Sample Problem Using Approach-4
Consider sample problem-1 and answer the following question.
Question: Find average price of all products using column name of dataframe
# Python program for the dataframe filtering using approach-4
import pandas as pd
Product={ 'ProductName':['Shirt','Jeans','Cap', 'SunGlass','Shoes','Perfume'],
'CompanyName':['Peterengland','Levis','Lee Cooper','RayBan','Bata','WildStone'],
'Quantity':[20,10,3,4,6,2],
'Price':[1200,3000,200,3500,4500,500]}
dataframe=pd.DataFrame(Product)
# It filters the dataframe through column value and display average price of all products
print( 'Average Price of All products is: ',dataframe['Price'].sum()/dataframe['Price'].count())
Output:
Average Price of All products is: 2150.0
Code Explanation:
- Single line comment tells the goal of the program to programmers.
- Imports the pandas library.
- A dictionary named Product is created which contains the product name, company name, quantity and price of products.
- Therefore, a dataframe is created for the dictionary using dataframe=pd.DataFrame(Product).

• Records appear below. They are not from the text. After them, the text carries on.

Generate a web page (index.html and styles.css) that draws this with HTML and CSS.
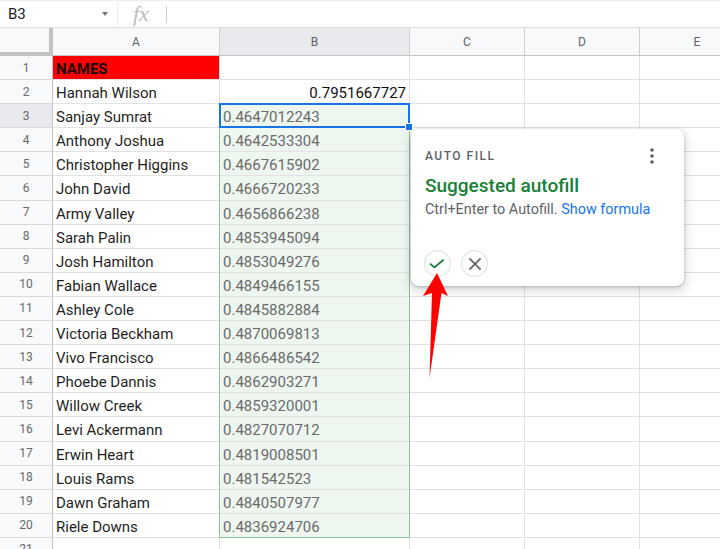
FILE: index.html
```html
<!DOCTYPE html>
<html>
<head>
<meta charset="utf-8">
<link rel="stylesheet" href="styles.css">
</head>
<body>
<div class="formula-bar">
  <div class="namebox"><span class="ref">B3</span><span class="caret"></span></div>
  <div class="sep"></div>
  <div class="fx">fx</div>
  <div class="sep2"></div>
</div>
<div class="sheet">
  <div class="corner"></div>
  <div class="ch">A</div><div class="ch on">B</div><div class="ch">C</div><div class="ch">D</div><div class="ch">E</div>

  <div class="rh">1</div><div class="c names">NAMES</div><div class="c"></div><div class="c"></div><div class="c"></div><div class="c"></div>
  <div class="rh">2</div><div class="c">Hannah Wilson</div><div class="c num">0.7951667727</div><div class="c"></div><div class="c"></div><div class="c"></div>
  <div class="rh on">3</div><div class="c">Sanjay Sumrat</div><div class="c sug">0.4647012243</div><div class="c"></div><div class="c"></div><div class="c"></div>
  <div class="rh">4</div><div class="c">Anthony Joshua</div><div class="c sug">0.4642533304</div><div class="c"></div><div class="c"></div><div class="c"></div>
  <div class="rh">5</div><div class="c">Christopher Higgins</div><div class="c sug">0.4667615902</div><div class="c"></div><div class="c"></div><div class="c"></div>
  <div class="rh">6</div><div class="c">John David</div><div class="c sug">0.4666720233</div><div class="c"></div><div class="c"></div><div class="c"></div>
  <div class="rh">7</div><div class="c">Army Valley</div><div class="c sug">0.4656866238</div><div class="c"></div><div class="c"></div><div class="c"></div>
  <div class="rh">8</div><div class="c">Sarah Palin</div><div class="c sug">0.4853945094</div><div class="c"></div><div class="c"></div><div class="c"></div>
  <div class="rh">9</div><div class="c">Josh Hamilton</div><div class="c sug">0.4853049276</div><div class="c"></div><div class="c"></div><div class="c"></div>
  <div class="rh">10</div><div class="c">Fabian Wallace</div><div class="c sug">0.4849466155</div><div class="c"></div><div class="c"></div><div class="c"></div>
  <div class="rh">11</div><div class="c">Ashley Cole</div><div class="c sug">0.4845882884</div><div class="c"></div><div class="c"></div><div class="c"></div>
  <div class="rh">12</div><div class="c">Victoria Beckham</div><div class="c sug">0.4870069813</div><div class="c"></div><div class="c"></div><div class="c"></div>
  <div class="rh">13</div><div class="c">Vivo Francisco</div><div class="c sug">0.4866486542</div><div class="c"></div><div class="c"></div><div class="c"></div>
  <div class="rh">14</div><div class="c">Phoebe Dannis</div><div class="c sug">0.4862903271</div><div class="c"></div><div class="c"></div><div class="c"></div>
  <div class="rh">15</div><div class="c">Willow Creek</div><div class="c sug">0.4859320001</div><div class="c"></div><div class="c"></div><div class="c"></div>
  <div class="rh">16</div><div class="c">Levi Ackermann</div><div class="c sug">0.4827070712</div><div class="c"></div><div class="c"></div><div class="c"></div>
  <div class="rh">17</div><div class="c">Erwin Heart</div><div class="c sug">0.4819008501</div><div class="c"></div><div class="c"></div><div class="c"></div>
  <div class="rh">18</div><div class="c">Louis Rams</div><div class="c sug">0.481542523</div><div class="c"></div><div class="c"></div><div class="c"></div>
  <div class="rh">19</div><div class="c">Dawn Graham</div><div class="c sug">0.4840507977</div><div class="c"></div><div class="c"></div><div class="c"></div>
  <div class="rh">20</div><div class="c">Riele Downs</div><div class="c sug">0.4836924706</div><div class="c"></div><div class="c"></div><div class="c"></div>
  <div class="rh">21</div><div class="c"></div><div class="c"></div><div class="c"></div><div class="c"></div><div class="c"></div>

  <div class="range"></div>
  <div class="active"><span class="handle"></span></div>
</div>

<div class="popup">
  <div class="pop-head">
    <span class="pop-label">AUTO FILL</span>
    <svg class="kebab" width="6" height="18" viewBox="0 0 6 18"><circle cx="3" cy="3" r="1.8"/><circle cx="3" cy="9" r="1.8"/><circle cx="3" cy="15" r="1.8"/></svg>
  </div>
  <div class="pop-title">Suggested autofill</div>
  <div class="pop-text">Ctrl+Enter to Autofill. <span class="link">Show formula</span></div>
  <div class="pop-actions">
    <span class="btn ok"><svg width="18" height="18" viewBox="0 0 18 18"><path d="M1 8.6 L5.4 12.4 L14.6 4.8" fill="none" stroke="#188038" stroke-width="1.8"/></svg></span>
    <span class="btn no"><svg width="16" height="16" viewBox="0 0 16 16"><path d="M2.4 2.4 L13.6 13.6 M13.6 2.4 L2.4 13.6" fill="none" stroke="#5f6368" stroke-width="1.7"/></svg></span>
  </div>
</div>

<svg class="arrow" width="32" height="112" viewBox="0 0 32 112"><polygon points="17,3 28,26 21.5,23 9.5,108 12,23 3,26" fill="#ff0000"/></svg>
</body>
</html>
```

FILE: styles.css
```css
html, body {
  margin: 0;
  padding: 0;
  width: 720px;
  height: 549px;
  overflow: hidden;
  background: #ffffff;
  font-family: Roboto, "Liberation Sans", sans-serif;
}

.formula-bar {
  height: 28px;
  border-top: 1px solid #eeeeee;
  border-bottom: 1px solid #dadce0;
  box-sizing: border-box;
  display: flex;
  align-items: center;
}

.namebox {
  width: 117px;
  display: flex;
  align-items: center;
  justify-content: space-between;
  padding: 0 9px 0 8px;
  box-sizing: border-box;
}

.ref {
  font-size: 15px;
  color: #202124;
}

.caret {
  width: 0;
  height: 0;
  border-left: 3px solid transparent;
  border-right: 3px solid transparent;
  border-top: 4px solid #777777;
}

.sep {
  width: 1px;
  height: 22px;
  background: #ececec;
}

.fx {
  width: 48px;
  padding-left: 15px;
  box-sizing: border-box;
  font-family: "Liberation Serif", serif;
  font-style: italic;
  font-size: 22px;
  color: #bdbdbd;
  line-height: 26px;
}

.sep2 {
  width: 1px;
  height: 17px;
  background: #d0d0d0;
}

.sheet {
  position: relative;
  display: grid;
  grid-template-columns: 53px 167px 190px 115px 115px 115px;
  grid-template-rows: 28px repeat(21, 24.1px);
}

.corner {
  background: #f8f9fa;
  border-right: 4px solid #c4c4c4;
  border-bottom: 4px solid #c4c4c4;
  box-sizing: border-box;
}

.ch {
  background: #f8f9fa;
  border-right: 1px solid #d0d0d0;
  border-bottom: 1px solid #c4c4c4;
  box-sizing: border-box;
  display: flex;
  align-items: center;
  justify-content: center;
  font-size: 12px;
  color: #5f6368;
}

.ch.on {
  background: #e8eaed;
}

.rh {
  background: #f8f9fa;
  border-right: 1px solid #c4c4c4;
  border-bottom: 1px solid #dadada;
  box-sizing: border-box;
  display: flex;
  align-items: center;
  justify-content: center;
  font-size: 12px;
  color: #6a6a6a;
}

.rh.on {
  background: #e8eaed;
}

.c {
  border-right: 1px solid #e2e2e2;
  border-bottom: 1px solid #e2e2e2;
  box-sizing: border-box;
  padding: 0 3px;
  font-size: 15px;
  line-height: 26px;
  color: #1f1f1f;
  white-space: nowrap;
  overflow: hidden;
}

.names {
  background: #ff0000;
  font-weight: 700;
  color: #1a0000;
}

.num {
  text-align: right;
  color: #111111;
}

.sug {
  background: #eef6f0;
  color: #6b6b6b;
}

.range {
  position: absolute;
  grid-column: 3 / 4;
  grid-row: 4 / 22;
  top: 0;
  bottom: 0;
  left: -1px;
  right: 0;
  border: 1px solid #8fbf9c;
  pointer-events: none;
}

.active {
  position: absolute;
  grid-column: 3 / 4;
  grid-row: 4 / 5;
  top: -1px;
  left: -1px;
  right: 0;
  bottom: 0;
  border: 2px solid #1a73e8;
  pointer-events: none;
}

.handle {
  position: absolute;
  right: -5px;
  bottom: -5px;
  width: 6px;
  height: 6px;
  background: #1a73e8;
  border: 1px solid #ffffff;
}

.popup {
  position: absolute;
  left: 411px;
  top: 129px;
  width: 273px;
  height: 157px;
  box-sizing: border-box;
  background: #ffffff;
  border-radius: 8px;
  box-shadow: 0 1px 3px rgba(60, 64, 67, 0.3), 0 4px 8px 3px rgba(60, 64, 67, 0.15);
  padding: 17px 29px 0 14px;
  z-index: 5;
}

.pop-head {
  display: flex;
  justify-content: space-between;
  align-items: center;
  height: 20px;
}

.pop-label {
  font-size: 12px;
  font-weight: 500;
  letter-spacing: 1.5px;
  color: #5f6368;
}

.kebab {
  fill: #5f6368;
}

.pop-title {
  margin-top: 8px;
  font-size: 19px;
  font-weight: 500;
  line-height: 24px;
  color: #188038;
}

.pop-text {
  margin-top: 3px;
  font-size: 14.4px;
  line-height: 18px;
  color: #5f6368;
}

.link {
  color: #1a73e8;
}

.pop-actions {
  margin-top: 31px;
  display: flex;
  gap: 10px;
  margin-left: -1px;
}

.btn {
  width: 27px;
  height: 27px;
  box-sizing: border-box;
  border-radius: 50%;
  border: 1px solid #dadce0;
  display: flex;
  align-items: center;
  justify-content: center;
}

.btn.ok {
  border-color: #cfe3d5;
}

.arrow {
  position: absolute;
  left: 420px;
  top: 270px;
  z-index: 6;
}
```
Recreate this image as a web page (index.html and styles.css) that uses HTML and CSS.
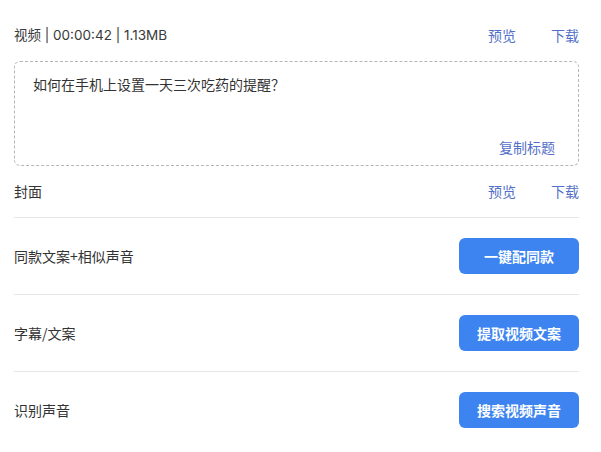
FILE: index.html
```html
<!DOCTYPE html>
<html lang="zh">
<head>
<meta charset="utf-8">
<link rel="stylesheet" href="styles.css">
</head>
<body>
<div class="panel">
  <div class="head-row">
    <span class="meta">视频 | 00:00:42 | 1.13MB</span>
    <div class="links"><a class="link">预览</a><a class="link">下载</a></div>
  </div>
  <div class="title-box">
    <p class="title-text">如何在手机上设置一天三次吃药的提醒？</p>
    <a class="link copy">复制标题</a>
  </div>
  <div class="cover-row">
    <span class="label">封面</span>
    <div class="links"><a class="link">预览</a><a class="link">下载</a></div>
  </div>
  <div class="row">
    <span class="label">同款文案+相似声音</span>
    <button class="btn">一键配同款</button>
  </div>
  <div class="row">
    <span class="label">字幕/文案</span>
    <button class="btn">提取视频文案</button>
  </div>
  <div class="row">
    <span class="label">识别声音</span>
    <button class="btn">搜索视频声音</button>
  </div>
</div>
</body>
</html>
```
FILE: styles.css
```css
html, body {
  margin: 0;
  padding: 0;
  background: #ffffff;
}
body {
  font-family: "Noto Sans CJK SC", "Noto Sans", sans-serif;
  color: #333333;
  font-size: 14px;
}
.panel {
  width: 565px;
  margin-left: 14px;
  padding-top: 22px;
}
.head-row, .cover-row, .row {
  display: flex;
  align-items: center;
  justify-content: space-between;
}
.head-row {
  height: 26px;
  margin-bottom: 13px;
}
.meta {
  font-family: Inter, "Noto Sans CJK SC", sans-serif;
  font-size: 13.5px;
  line-height: 20px;
  color: #3a3a3a;
}
.links {
  display: flex;
  gap: 35px;
}
.link {
  color: #5370c8;
  font-size: 14px;
  line-height: 20px;
  cursor: pointer;
}
.title-box {
  box-sizing: border-box;
  height: 105px;
  border: 1px dashed #b5b5b5;
  border-radius: 6px;
  padding: 12px 23px 8px 18px;
  display: flex;
  flex-direction: column;
  justify-content: space-between;
}
.title-text {
  margin: 0;
  font-size: 14px;
  line-height: 20px;
  color: #333333;
}
.copy {
  align-self: flex-end;
}
.cover-row {
  padding: 15px 0 16px;
  border-bottom: 1px solid #e6e6e6;
}
.label {
  font-size: 14px;
  line-height: 20px;
}
.row {
  padding: 20px 0;
  border-bottom: 1px solid #e6e6e6;
}
.row:last-child {
  border-bottom: none;
}
.btn {
  width: 120px;
  height: 36px;
  border: none;
  border-radius: 6px;
  background: #3d84f0;
  color: #ffffff;
  font-family: "Noto Sans CJK SC", sans-serif;
  font-size: 14px;
  font-weight: 700;
  padding: 0;
  cursor: pointer;
}
```
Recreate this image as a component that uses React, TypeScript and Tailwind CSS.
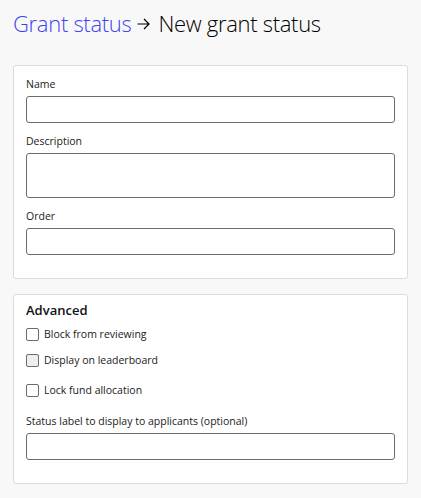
import React from 'react'

function Field({ label, tall }: { label: string; tall?: boolean }) {
  return (
    <div className="flex flex-col">
      <label className="text-[10.5px] leading-[14px] text-[#1a1a1a] mb-[5px]">{label}</label>
      {tall ? (
        <textarea className="h-[45px] w-full rounded-[3px] border border-[#6b6b6b] bg-white resize-none" />
      ) : (
        <input className="h-[27px] w-full rounded-[3px] border border-[#6b6b6b] bg-white" />
      )}
    </div>
  )
}

function Check({ label, muted, className = '' }: { label: string; muted?: boolean; className?: string }) {
  return (
    <label className={`flex items-center gap-[5px] text-[10.5px] leading-[14px] text-[#1a1a1a] ${className}`}>
      <span
        className={`h-[13px] w-[13px] rounded-[2px] border border-[#6b6b6b] ${muted ? 'bg-[#eeeeee]' : 'bg-white'}`}
      />
      {label}
    </label>
  )
}

export default function App() {
  return (
    <div
      className="min-h-[498px] bg-[#f8f8f8] px-[13px] pt-[8px] pb-[14px]"
      style={{ fontFamily: '"Open Sans", "Noto Sans", sans-serif' }}
    >
      <h1 className="flex items-center text-[22px] leading-[30px] font-light tracking-[-0.3px] text-black">
        <a className="text-[#3d45f2]">Grant status</a>
        <svg className="ml-[6px] mr-[8px] mt-[1px] h-[12px] w-[13px]" viewBox="0 0 13 12" fill="none" stroke="currentColor" strokeWidth={1.2}>
          <path d="M0.5 6h11.5M7 1l5 5-5 5" />
        </svg>
        <span>New grant status</span>
      </h1>

      <div className="mt-[27px] rounded-[3px] border border-[#dcdcdc] bg-white px-[12px] pt-[11px] pb-[23px] flex flex-col gap-[11px]">
        <Field label="Name" />
        <Field label="Description" tall />
        <Field label="Order" />
      </div>

      <div className="mt-[15px] rounded-[3px] border border-[#dcdcdc] bg-white px-[12px] pt-[6px] pb-[23px]">
        <h2 className="text-[13px] leading-[18px] font-semibold text-[#111]">Advanced</h2>
        <Check label="Block from reviewing" className="mt-[8px]" />
        <Check label="Display on leaderboard" muted className="mt-[12px]" />
        <Check label="Lock fund allocation" className="mt-[16px]" />
        <div className="mt-[17px]">
          <Field label="Status label to display to applicants (optional)" />
        </div>
      </div>
    </div>
  )
}
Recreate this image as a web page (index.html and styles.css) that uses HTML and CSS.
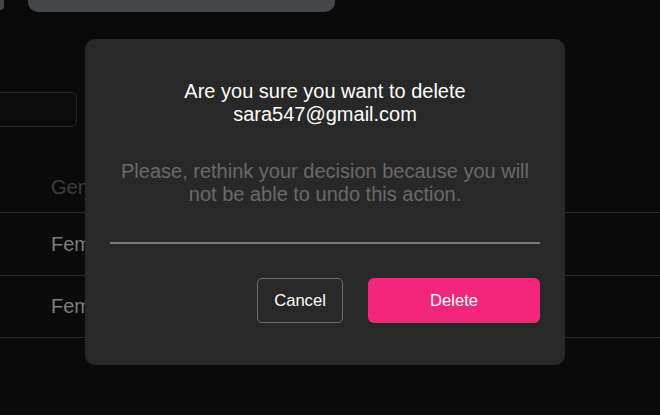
FILE: index.html
```html
<!DOCTYPE html>
<html lang="en">
<head>
<meta charset="utf-8">
<title>Delete user</title>
<link rel="stylesheet" href="styles.css">
</head>
<body>
<div class="page">
  <div class="topbar">
    <div class="corner"></div>
    <div class="searchbar"></div>
  </div>
  <div class="filter"></div>
  <div class="table">
    <div class="row head"><span class="cell">Gender</span></div>
    <div class="row"><span class="cell">Female</span></div>
    <div class="row r2"><span class="cell">Female</span><span class="status">o</span></div>
  </div>
</div>

<div class="modal">
  <h2 class="title">Are you sure you want to delete<br>sara547@gmail.com</h2>
  <p class="text">Please, rethink your decision because you will<br>not be able to undo this action.</p>
  <hr class="divider">
  <div class="actions">
    <button class="btn cancel">Cancel</button>
    <button class="btn delete">Delete</button>
  </div>
</div>
</body>
</html>
```

FILE: styles.css
```css
* { box-sizing: border-box; }
html, body {
  margin: 0;
  height: 100%;
}
body {
  background: #0a0a0a;
  font-family: "Liberation Sans", Arial, sans-serif;
  overflow: hidden;
  position: relative;
}
.page {
  width: 660px;
}
.topbar {
  display: flex;
  align-items: flex-start;
  gap: 24px;
}
.corner {
  width: 4px;
  height: 10px;
  background: #45464a;
  border-bottom-right-radius: 4px;
}
.searchbar {
  width: 307px;
  height: 12px;
  background: #45464a;
  border-radius: 0 0 10px 10px;
}
.filter {
  margin-top: 80px;
  margin-left: -10px;
  width: 87px;
  height: 35px;
  border: 1px solid #262626;
  border-radius: 6px;
  background: #0b0b0b;
}
.table {
  margin-top: 35px;
}
.row {
  display: flex;
  align-items: center;
  height: 63px;
  border-bottom: 1px solid #2b2b2b;
  color: #7d7d7d;
  font-size: 20px;
}
.row.head {
  height: 51px;
  color: #3e3e3e;
}
.row.r2 {
  height: 62px;
}
.cell {
  padding-left: 51px;
}
.status {
  margin-left: auto;
  margin-right: 95px;
  color: #5e4a12;
  font-size: 20px;
}
.modal {
  position: absolute;
  left: 85px;
  top: 39px;
  width: 480px;
  height: 326px;
  background: #282828;
  border-radius: 10px;
  padding: 41px 25px 0;
  text-align: center;
}
.title {
  margin: 0;
  font-size: 20px;
  font-weight: normal;
  line-height: 23px;
  color: #ffffff;
}
.text {
  margin: 34px 0 0;
  font-size: 20px;
  line-height: 23px;
  color: #6a6a6a;
}
.divider {
  margin: 36px 0 0;
  border: 0;
  height: 2px;
  background: #7a7a7a;
}
.actions {
  margin-top: 34px;
  display: flex;
  justify-content: flex-end;
  gap: 25px;
}
.btn {
  height: 45px;
  font-family: "Liberation Sans", Arial, sans-serif;
  font-size: 16.6px;
  color: #ffffff;
  cursor: pointer;
}
.cancel {
  width: 86px;
  background: transparent;
  border: 1px solid #6e6e6e;
  border-radius: 5px;
}
.delete {
  width: 172px;
  background: #f3267a;
  border: 0;
  border-radius: 6px;
}
```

- Data of dataframe is displayed using dataframe column name. It displays the average price of a product.
Conclusion
Pandas dataframe class is very powerful to process or filter data of different objects such as list, directory, file, tuple etc. It offers many approaches to filter data such as using filter, query, loc, iloc and DataFrame method. Among all, filter data through the DataFrame method is a convenient and effective approach for numerical analysis. In this, all approaches of data filtering have presented with code, its explanation and output.